Getting the straight gist of ballot measures and any given candidate’s political platform can be difficult, since candidates love slinging mud at each other. It can be hard to discern what a candidate really stands for beyond making his or her opponent look as incompetent as possible. Anymore, seeing a campaign ad that doesn’t mention the other candidate is like seeing a unicorn astride a UFO.
Below are campaign videos for Republican Joe Arpaio and Democrat Dan Saban, opponents in the race for Maricopa County sheriff.
The ad endorsing Arpaio's the most reprehensible campaign commercial we've ever seen. As far as we can tell, there's nothing in it that's provable, much less true. Of course, the sheriff says he had nothing to do with the ad (sure Joe), that the ad's the work of the local Republican Party. Well, the GOP does claim it, and though the party says it's pulled the TV ad, its leaders should be ashamed of themselves. The crux of the ad is based on a smear campaign that Arpaio's people pulled four years ago -- which was totally discredited. It insinutates that Saban raped his mother. That's a lie. First of all, the woman involved wasn't his mother but his foster mother. And, more importantly, it was Saban who was sexually abused when he was a young teen-ager. The GOP obviously doesn't mind holding a juvenile sexual-abuse victim up to ridicule, as long as it serves Joe's purposes. Hold your nose and take a look:
This video that Saban's posted on his Web site asks the question: “Is Joe Arpaio Afraid of Dan Saban?” and shows the sheriff waving off questions from the Phoenix citizen behind the camera. At least this one's true. Joe most definitely has refused to face his opponent, and has sneered at members of the public who've challenged him on why. You know, always the public servant, Joe likes to say, "nobody tells this sheriff what to do!" Here's Saban's campaign video:
Voters who want a little more meat with their mudslinging can check out P.L.A.N. In addition to Maricopa County sheriff, several other political offices are up for grabs this election year, and local voters need to know where the candidates really stand on issues. In addition to voting for a new U.S. president, Arizona voters will decide who’ll fill our congressional, state legislative, and state Corporation Commission seats. Voters who want to dig deeper than candidates’ bitch-slapping campaign ads can do so at P.L.A.N. The site also includes contact information for elected officials, and the 2008 Federal Legislative Agenda.

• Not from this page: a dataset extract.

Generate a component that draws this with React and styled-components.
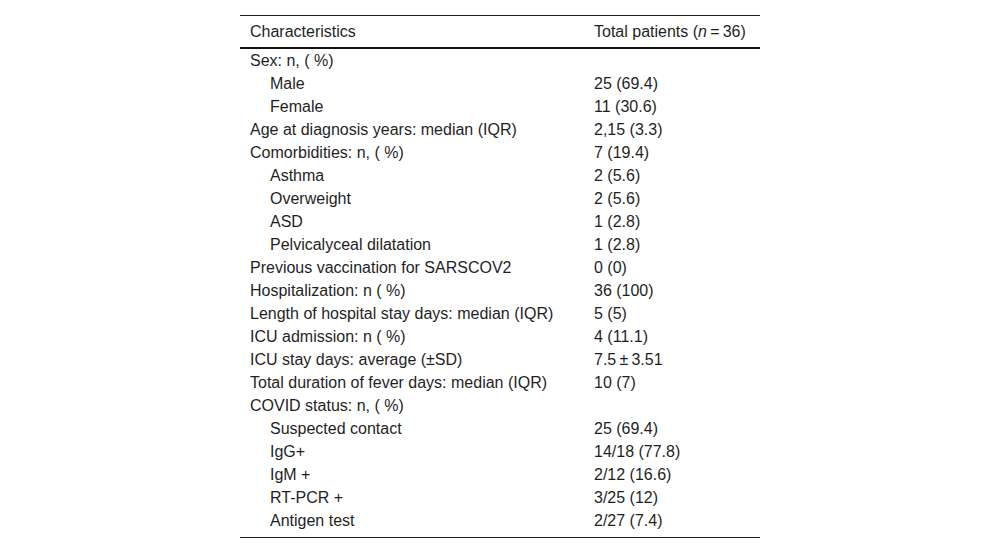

To provide Valley residents with an even clearer picture of the eight initiatives appearing on the November ballot, the city’s Government Relations staff will hold a brown bag meeting at Phoenix City Council Chambers, 200 W. Jefferson Street, at noon on Friday, October 10. They’ll discuss initiatives like Medical Choice for Arizona, Protect Our Homes, Payday Loan Reform Act, and the Homeowners Bill of Rights. After a presentation on the amendment initiatives, staff will participate in a Q&A.
Signing up for the P.L.A.N. site is free. Once you do, you'll receive information on issues that affect the city of Phoenix and e-mail reports on legislation. It's even possible to schedule a tour of City Hall on the site.